Papa Paolo VI, nel considerare la pensatrice come una delle figure più influenti sulla propria vita,[23] affermerà di dispiacersi per il suo mancato approdo al battesimo, in quanto meritevole di essere proclamata santa.[120] Tuttavia, in base a recenti ricerche e testimonianze – in particolare quella diretta di Simone Deitz, «l'amica che versò l'acqua sulla sua fronte» secondo Eric Springsted, docente presso l'Università di Princeton, «e recitò la formula della Chiesa col consenso di Simone»[121] – avrebbe chiesto e ottenuto il battesimo in articulo mortis.[122] La Weil aveva promesso, con ironia, di accettare il battesimo solo nel caso in cui non avesse avuto più cervello,[123] pur non escludendo una propria adesione alla Chiesa in punto di morte, se ne avesse avvertito l'invito da parte di Dio:

« Fino ad ora non ho avuto mai nemmeno per un attimo la sensazione che Dio mi voglia nella Chiesa, sebbene me lo sia chiesto spesso durante la preghiera, durante la messa, o alla luce di quel raggio che rimane nell'anima dopo la messa. [...] Mi sembra sia sua volontà che io ne rimanga fuori anche in avvenire, salvo forse al momento della morte. Sono comunque pronta a obbedire a qualsiasi ordine.[124] »

A parte alcuni articoli, le sue opere vengono pubblicate postume, e iniziano ad essere tradotte in italiano per iniziativa di Adriano Olivetti[125] nei primi anni cinquanta, quando esce anche un film di Roberto Rossellini (Europa '51) la cui protagonista è ispirata alla figura di Simone Weil.[5][126] I volumi La pesanteur et la grâce e L'enracinement vengono editi in lingua italiana dalle Edizioni di Comunità secondo la traduzione più poetica, sebbene meno letterale, di Franco Fortini, che rende i titoli in L'ombra e la grazia e La prima radice.[127]

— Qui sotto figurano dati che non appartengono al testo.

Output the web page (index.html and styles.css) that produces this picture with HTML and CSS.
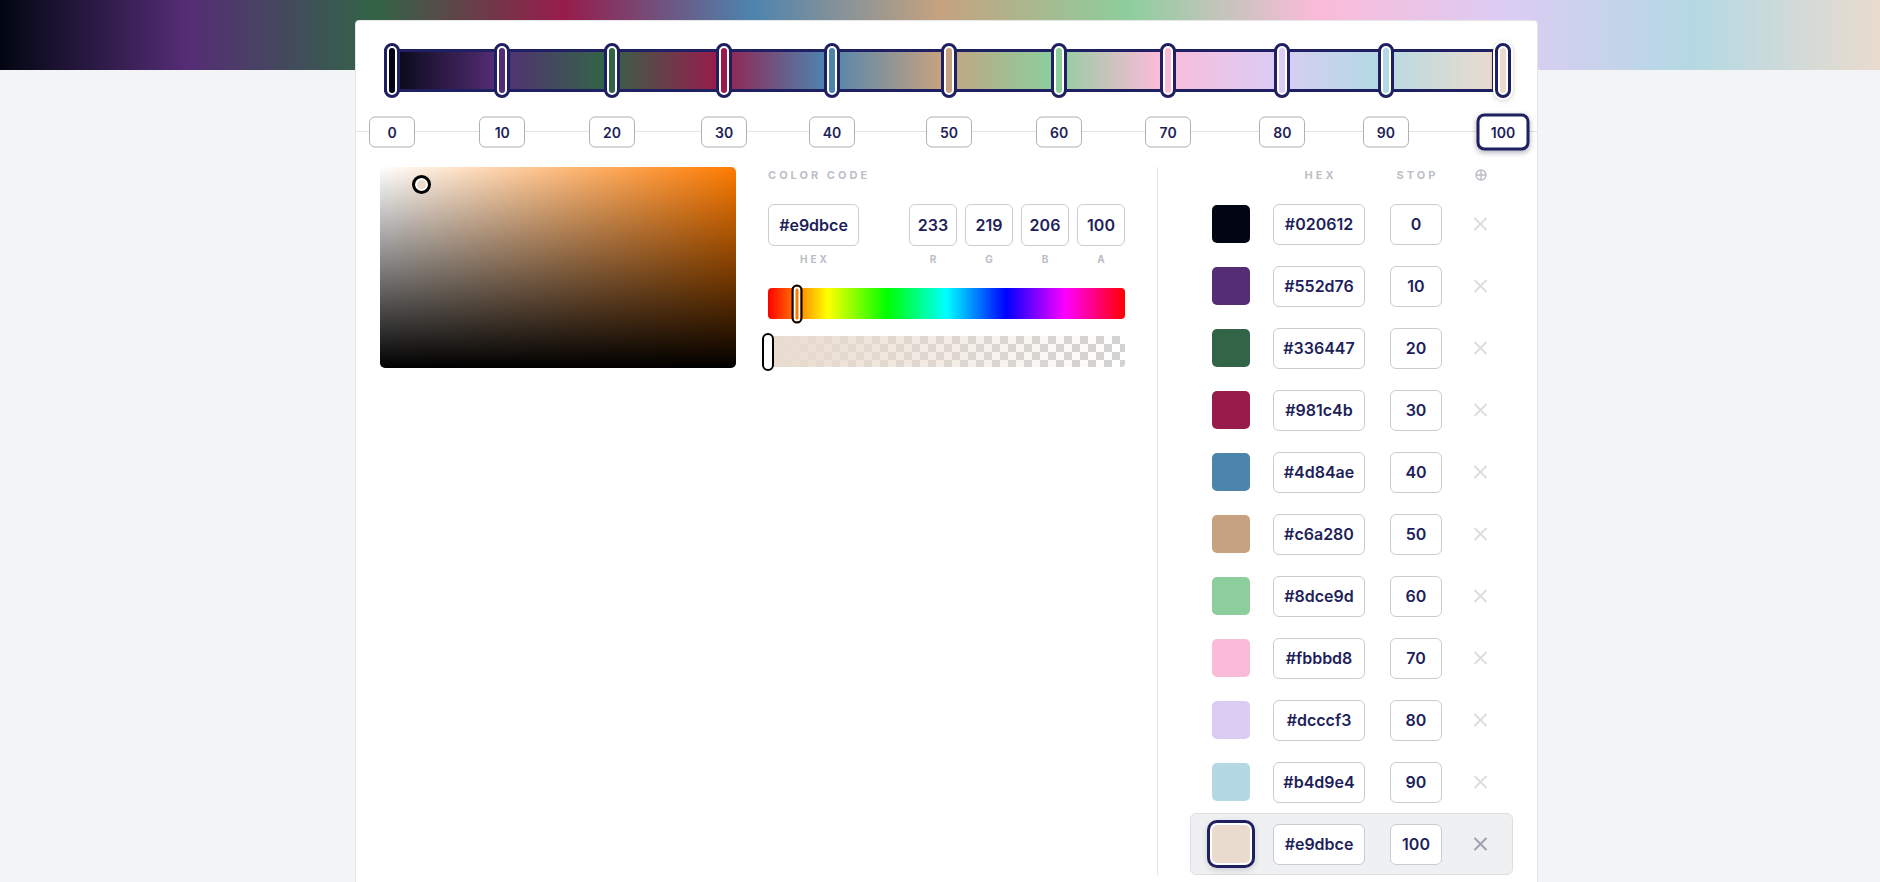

È Albert Camus a divulgare originariamente la maggior parte degli scritti della Weil, diventando per lei un «amico-innamorato postumo», tanto da custodire una foto della pensatrice sul proprio scrittoio.[128] In occasione del ricevimento del premio Nobel, menzionando gli autori viventi più importanti per lui, aggiunge: «E anche Simone Weil – a volte i morti sono più vicini a noi dei vivi».[129] Camus fa pubblicare le opere della pensatrice nella collana Espoir («Speranza»), da lui fondata presso l'editore Gallimard, considerando il messaggio weiliano come un antidoto al nichilismo contemporaneo.[125] Lei stessa si era prefissata un simile compito:



« Nei due o tre prossimi anni sarà fatto obbligo – un obbligo talmente stretto che il sottrarvisi sarà quasi un tradimento – di far conoscere pubblicamente la possibilità di un cristianesimo veramente incarnato. Nel corso di tutta la storia attualmente conosciuta, mai vi fu un'epoca come l'attuale, in cui le anime fossero in un tale pericolo nel mondo intero.[130] »

I suoi quaderni, editi parzialmente da Thibon nel 1947 nel volume La pesanteur et la grâce, vengono pubblicati integralmente a partire dal 1951 sotto il titolo, appunto, di Quaderni (Cahiers).[131]